Tuesday, February 08, 2005

Count your blessings, instead of sheep

Sometimes I laugh for no reason. Sometimes I'm in a library. Sometimes I'm by myself. Sometimes I'm walking. Sometimes I'm eating. The laughs, they come. They well up within me like so much gas when you're sitting next to a pretty girl. Can't fight it bro, it'll only make you sick. And no giggle or silent nod mind you, but my full, throaty, devil-sounding laugh. I don't know why. But for the longest time, such has always been the case.

It was my inclination to write about all of the possibilities that could be, to lead you, the reader, down a primrose path of the potential this and that. But I know why it is.

I am blessed. I say this with a resigned smile. I'm not jumping up and down, nor am I broken down and bent in self-flagellation. I say this with as much confidence as I have that I'll draw my next breath. I am blessed.

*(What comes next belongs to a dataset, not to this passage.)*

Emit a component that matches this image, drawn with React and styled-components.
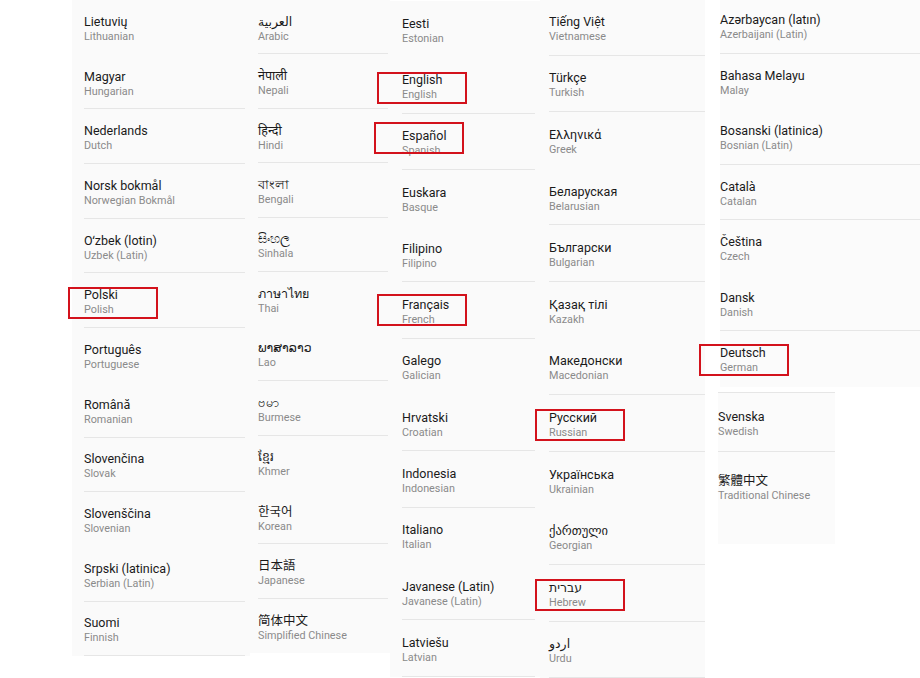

I think I've lived a charmed life. Born to amazing, loving, God-fearing and incredibly intelligent parents who literally wanted nothing more in the world than to have a baby boy, I was an answer to their prayers. They tried for years after having a miscarriage, and I, quite literally, received the early nomer of their "miracle child." I was given all I could hold. Then I was given more.

I have an older sister, a younger brother (and best friend/young man who will always be my #1 fan) and a little sister, who amongst everyone else in the family, is probably built the most like me. An entertainer, wise-ass and my own personal cuddle-buddy and foot-warmer.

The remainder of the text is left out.